=== Available data ===
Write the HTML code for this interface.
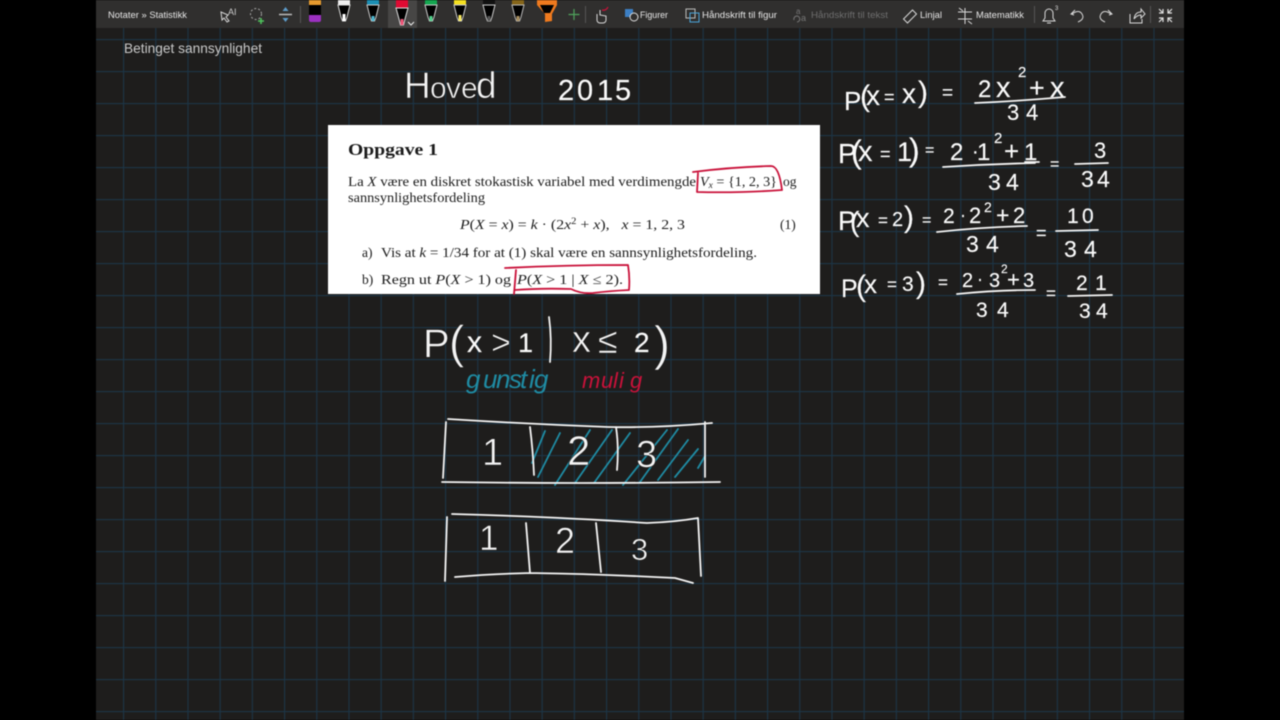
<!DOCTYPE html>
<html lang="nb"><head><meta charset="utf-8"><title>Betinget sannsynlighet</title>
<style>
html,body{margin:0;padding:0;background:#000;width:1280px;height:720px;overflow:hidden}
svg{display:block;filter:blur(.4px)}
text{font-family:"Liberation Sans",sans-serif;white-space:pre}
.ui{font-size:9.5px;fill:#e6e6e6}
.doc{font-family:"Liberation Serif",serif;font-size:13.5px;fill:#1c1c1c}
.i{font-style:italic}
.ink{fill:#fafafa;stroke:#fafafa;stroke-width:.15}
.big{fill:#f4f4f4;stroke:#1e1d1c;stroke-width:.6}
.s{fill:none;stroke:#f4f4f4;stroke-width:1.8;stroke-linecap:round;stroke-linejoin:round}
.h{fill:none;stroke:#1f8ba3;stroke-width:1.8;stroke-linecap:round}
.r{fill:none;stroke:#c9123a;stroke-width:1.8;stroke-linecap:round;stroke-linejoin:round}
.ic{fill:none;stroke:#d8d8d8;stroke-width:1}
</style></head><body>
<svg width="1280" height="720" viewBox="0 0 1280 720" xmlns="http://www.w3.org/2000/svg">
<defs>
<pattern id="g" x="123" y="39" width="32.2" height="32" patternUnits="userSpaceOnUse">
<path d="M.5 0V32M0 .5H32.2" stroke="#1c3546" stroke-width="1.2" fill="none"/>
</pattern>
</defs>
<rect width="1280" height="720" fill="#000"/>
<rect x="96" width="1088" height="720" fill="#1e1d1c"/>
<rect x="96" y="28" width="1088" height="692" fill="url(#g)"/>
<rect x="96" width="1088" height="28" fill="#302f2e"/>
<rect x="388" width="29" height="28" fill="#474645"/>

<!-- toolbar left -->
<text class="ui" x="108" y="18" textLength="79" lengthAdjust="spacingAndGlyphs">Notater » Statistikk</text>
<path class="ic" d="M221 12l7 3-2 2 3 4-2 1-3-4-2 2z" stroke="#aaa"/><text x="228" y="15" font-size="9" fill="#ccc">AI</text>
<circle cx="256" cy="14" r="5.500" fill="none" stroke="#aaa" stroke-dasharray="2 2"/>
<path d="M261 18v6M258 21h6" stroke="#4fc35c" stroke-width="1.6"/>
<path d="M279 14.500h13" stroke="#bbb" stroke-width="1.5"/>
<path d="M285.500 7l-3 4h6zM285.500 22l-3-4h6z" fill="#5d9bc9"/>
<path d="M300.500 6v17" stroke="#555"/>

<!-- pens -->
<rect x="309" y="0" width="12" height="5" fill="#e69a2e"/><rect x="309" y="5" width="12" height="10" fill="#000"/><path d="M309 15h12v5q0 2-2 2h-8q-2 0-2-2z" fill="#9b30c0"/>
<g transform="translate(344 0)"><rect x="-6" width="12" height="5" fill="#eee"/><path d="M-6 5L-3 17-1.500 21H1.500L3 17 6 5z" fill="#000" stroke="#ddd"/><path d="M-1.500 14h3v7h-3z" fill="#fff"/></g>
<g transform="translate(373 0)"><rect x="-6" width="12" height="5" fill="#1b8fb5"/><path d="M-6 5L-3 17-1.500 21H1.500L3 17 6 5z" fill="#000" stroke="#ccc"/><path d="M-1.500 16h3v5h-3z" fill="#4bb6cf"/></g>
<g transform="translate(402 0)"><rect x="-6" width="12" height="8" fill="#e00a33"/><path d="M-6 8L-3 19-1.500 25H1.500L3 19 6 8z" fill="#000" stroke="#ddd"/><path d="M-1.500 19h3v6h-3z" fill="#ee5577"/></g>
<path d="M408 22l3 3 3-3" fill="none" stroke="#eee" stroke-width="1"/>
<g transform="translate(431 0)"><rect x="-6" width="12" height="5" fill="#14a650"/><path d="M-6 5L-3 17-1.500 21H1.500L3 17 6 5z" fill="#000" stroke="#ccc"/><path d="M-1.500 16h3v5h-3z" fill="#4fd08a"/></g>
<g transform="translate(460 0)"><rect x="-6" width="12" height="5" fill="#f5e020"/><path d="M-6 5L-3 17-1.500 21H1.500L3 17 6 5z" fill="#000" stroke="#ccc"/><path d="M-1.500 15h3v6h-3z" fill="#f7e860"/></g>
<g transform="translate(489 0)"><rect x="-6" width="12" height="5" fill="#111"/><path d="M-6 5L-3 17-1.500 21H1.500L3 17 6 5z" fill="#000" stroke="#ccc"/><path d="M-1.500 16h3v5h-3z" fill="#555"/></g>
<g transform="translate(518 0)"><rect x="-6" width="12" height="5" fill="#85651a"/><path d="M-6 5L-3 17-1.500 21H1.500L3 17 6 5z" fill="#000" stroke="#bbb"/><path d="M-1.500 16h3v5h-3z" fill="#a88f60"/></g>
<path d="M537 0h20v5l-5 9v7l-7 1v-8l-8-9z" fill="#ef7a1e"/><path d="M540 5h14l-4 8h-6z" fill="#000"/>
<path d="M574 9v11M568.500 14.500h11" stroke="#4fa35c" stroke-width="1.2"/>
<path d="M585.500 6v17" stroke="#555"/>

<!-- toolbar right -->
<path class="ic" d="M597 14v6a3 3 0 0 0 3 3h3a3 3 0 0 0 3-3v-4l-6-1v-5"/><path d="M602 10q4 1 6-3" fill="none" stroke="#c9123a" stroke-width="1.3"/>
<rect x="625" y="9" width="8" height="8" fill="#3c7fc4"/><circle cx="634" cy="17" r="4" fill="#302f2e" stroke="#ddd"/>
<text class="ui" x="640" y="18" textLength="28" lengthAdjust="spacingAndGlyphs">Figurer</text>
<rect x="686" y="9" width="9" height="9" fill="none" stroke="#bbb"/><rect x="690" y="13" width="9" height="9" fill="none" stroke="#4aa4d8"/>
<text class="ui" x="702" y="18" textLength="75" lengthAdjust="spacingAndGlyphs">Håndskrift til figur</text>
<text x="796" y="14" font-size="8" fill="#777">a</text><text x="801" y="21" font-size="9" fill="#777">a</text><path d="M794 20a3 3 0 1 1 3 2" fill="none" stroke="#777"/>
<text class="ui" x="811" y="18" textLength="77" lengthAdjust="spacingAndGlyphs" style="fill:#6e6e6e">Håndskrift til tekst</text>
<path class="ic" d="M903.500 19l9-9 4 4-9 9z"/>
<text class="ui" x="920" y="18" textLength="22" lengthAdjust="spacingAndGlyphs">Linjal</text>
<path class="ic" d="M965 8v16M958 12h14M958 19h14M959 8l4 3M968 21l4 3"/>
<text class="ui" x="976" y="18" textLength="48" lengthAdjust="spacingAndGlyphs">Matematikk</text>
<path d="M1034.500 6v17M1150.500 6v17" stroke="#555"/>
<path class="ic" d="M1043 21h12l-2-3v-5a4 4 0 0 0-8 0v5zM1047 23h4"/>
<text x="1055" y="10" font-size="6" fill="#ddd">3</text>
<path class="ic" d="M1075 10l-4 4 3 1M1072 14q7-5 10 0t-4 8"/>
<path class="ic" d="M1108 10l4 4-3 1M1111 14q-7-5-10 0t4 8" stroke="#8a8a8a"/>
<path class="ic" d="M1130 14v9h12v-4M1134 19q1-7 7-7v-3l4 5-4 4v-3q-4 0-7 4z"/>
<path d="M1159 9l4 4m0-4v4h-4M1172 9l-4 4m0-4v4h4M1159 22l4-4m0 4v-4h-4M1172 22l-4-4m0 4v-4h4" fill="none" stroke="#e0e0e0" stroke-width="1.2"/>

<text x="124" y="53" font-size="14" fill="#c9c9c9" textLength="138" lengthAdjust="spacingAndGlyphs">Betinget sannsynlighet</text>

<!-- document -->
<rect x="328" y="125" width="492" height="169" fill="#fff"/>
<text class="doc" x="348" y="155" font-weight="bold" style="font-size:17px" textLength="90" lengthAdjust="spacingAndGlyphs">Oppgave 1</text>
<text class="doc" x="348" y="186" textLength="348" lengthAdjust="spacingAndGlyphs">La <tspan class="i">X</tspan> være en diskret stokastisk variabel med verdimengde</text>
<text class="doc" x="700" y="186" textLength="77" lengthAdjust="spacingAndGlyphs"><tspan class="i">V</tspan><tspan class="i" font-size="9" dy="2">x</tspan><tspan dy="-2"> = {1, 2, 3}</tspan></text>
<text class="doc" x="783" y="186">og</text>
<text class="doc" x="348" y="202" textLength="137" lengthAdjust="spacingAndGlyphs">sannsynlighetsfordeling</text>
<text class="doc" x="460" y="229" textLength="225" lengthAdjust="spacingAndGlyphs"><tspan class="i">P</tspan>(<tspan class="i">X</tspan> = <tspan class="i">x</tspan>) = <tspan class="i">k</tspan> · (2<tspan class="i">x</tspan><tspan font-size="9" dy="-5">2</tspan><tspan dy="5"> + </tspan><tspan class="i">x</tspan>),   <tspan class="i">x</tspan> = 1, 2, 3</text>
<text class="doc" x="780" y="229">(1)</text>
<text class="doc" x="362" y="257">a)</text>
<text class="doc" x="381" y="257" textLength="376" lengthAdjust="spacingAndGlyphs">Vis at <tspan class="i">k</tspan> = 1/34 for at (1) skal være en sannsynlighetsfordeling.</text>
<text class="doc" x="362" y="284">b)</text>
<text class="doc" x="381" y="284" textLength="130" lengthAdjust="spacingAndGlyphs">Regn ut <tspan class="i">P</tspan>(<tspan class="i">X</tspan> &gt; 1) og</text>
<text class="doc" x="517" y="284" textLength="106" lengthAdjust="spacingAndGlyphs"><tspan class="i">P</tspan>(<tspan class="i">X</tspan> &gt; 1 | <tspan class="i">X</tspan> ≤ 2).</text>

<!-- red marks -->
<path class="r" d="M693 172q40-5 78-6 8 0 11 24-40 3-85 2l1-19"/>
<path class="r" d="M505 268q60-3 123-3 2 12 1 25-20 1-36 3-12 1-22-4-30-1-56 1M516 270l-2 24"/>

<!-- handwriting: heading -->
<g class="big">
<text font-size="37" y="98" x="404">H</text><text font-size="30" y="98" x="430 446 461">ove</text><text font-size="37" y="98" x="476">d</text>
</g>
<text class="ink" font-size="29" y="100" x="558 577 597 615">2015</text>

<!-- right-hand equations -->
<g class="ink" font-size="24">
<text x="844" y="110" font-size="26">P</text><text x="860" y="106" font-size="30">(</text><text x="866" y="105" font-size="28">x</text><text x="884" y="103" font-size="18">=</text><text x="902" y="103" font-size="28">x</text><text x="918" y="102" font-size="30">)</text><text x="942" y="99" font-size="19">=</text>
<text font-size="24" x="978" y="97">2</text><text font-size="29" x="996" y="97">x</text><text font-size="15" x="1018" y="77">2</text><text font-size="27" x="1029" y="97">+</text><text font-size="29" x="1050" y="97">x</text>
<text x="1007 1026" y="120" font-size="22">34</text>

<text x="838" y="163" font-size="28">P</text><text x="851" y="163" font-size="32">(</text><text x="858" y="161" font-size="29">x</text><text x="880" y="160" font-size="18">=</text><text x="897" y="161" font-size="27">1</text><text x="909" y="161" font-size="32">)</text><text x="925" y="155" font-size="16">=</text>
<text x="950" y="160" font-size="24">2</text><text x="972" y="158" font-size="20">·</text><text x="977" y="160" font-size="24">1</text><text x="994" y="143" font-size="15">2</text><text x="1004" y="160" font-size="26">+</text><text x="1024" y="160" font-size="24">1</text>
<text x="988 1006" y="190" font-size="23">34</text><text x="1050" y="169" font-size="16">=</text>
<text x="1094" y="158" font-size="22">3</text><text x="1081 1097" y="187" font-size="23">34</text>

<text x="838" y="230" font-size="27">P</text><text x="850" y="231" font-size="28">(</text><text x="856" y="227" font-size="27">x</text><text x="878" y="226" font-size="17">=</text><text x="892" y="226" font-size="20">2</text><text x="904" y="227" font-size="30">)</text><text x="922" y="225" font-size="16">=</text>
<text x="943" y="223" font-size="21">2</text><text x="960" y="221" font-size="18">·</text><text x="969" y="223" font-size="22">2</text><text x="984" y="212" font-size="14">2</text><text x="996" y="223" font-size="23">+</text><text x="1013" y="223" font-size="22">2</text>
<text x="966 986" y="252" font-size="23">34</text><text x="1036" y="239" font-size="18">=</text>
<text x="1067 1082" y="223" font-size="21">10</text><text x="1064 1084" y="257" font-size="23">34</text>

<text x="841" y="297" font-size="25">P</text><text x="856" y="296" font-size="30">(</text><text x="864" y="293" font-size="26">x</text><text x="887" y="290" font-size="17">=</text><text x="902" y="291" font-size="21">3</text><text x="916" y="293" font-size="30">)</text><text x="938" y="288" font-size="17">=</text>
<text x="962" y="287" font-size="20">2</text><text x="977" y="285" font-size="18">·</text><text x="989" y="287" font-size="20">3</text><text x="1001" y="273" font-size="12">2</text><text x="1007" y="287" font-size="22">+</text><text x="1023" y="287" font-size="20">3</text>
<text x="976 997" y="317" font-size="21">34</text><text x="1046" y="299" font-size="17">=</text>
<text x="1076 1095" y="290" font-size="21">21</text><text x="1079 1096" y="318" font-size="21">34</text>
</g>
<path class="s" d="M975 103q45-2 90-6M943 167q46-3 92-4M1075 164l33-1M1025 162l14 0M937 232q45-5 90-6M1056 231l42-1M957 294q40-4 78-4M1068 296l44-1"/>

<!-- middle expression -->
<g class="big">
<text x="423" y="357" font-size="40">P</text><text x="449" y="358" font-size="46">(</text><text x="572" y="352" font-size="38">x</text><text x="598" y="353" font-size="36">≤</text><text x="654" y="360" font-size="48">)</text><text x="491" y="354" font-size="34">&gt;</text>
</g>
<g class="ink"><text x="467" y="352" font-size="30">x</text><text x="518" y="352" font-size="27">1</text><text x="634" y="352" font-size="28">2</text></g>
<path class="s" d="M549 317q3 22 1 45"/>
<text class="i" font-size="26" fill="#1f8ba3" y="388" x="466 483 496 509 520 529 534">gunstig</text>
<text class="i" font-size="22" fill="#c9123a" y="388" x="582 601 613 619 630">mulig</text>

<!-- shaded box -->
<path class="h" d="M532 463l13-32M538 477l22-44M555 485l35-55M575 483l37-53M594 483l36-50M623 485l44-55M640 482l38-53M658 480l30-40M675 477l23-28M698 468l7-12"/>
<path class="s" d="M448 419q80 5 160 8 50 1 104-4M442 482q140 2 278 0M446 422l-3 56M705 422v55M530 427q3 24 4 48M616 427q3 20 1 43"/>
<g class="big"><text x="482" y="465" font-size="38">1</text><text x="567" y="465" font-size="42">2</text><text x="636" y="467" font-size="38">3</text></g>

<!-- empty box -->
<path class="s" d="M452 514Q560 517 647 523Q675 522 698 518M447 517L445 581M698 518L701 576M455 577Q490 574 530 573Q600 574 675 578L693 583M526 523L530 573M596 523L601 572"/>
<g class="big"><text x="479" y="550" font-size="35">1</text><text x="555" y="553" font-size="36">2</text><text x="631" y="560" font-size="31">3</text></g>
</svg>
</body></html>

---

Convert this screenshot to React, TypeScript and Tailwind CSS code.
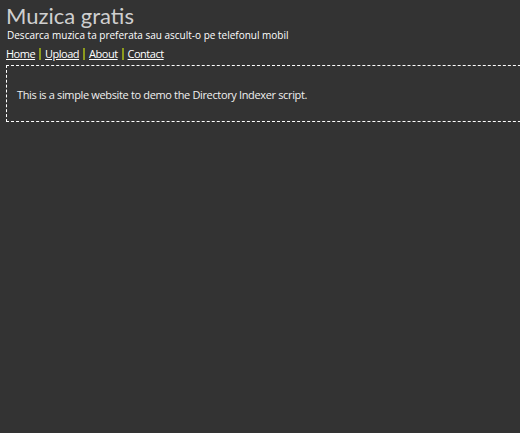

=== Given request ===
Each line in the data that holds the string "code" should be found and copied.

=== Exercise answer ===
Write the HTML code for this interface.
Convert this screenshot to React, TypeScript and Tailwind CSS code.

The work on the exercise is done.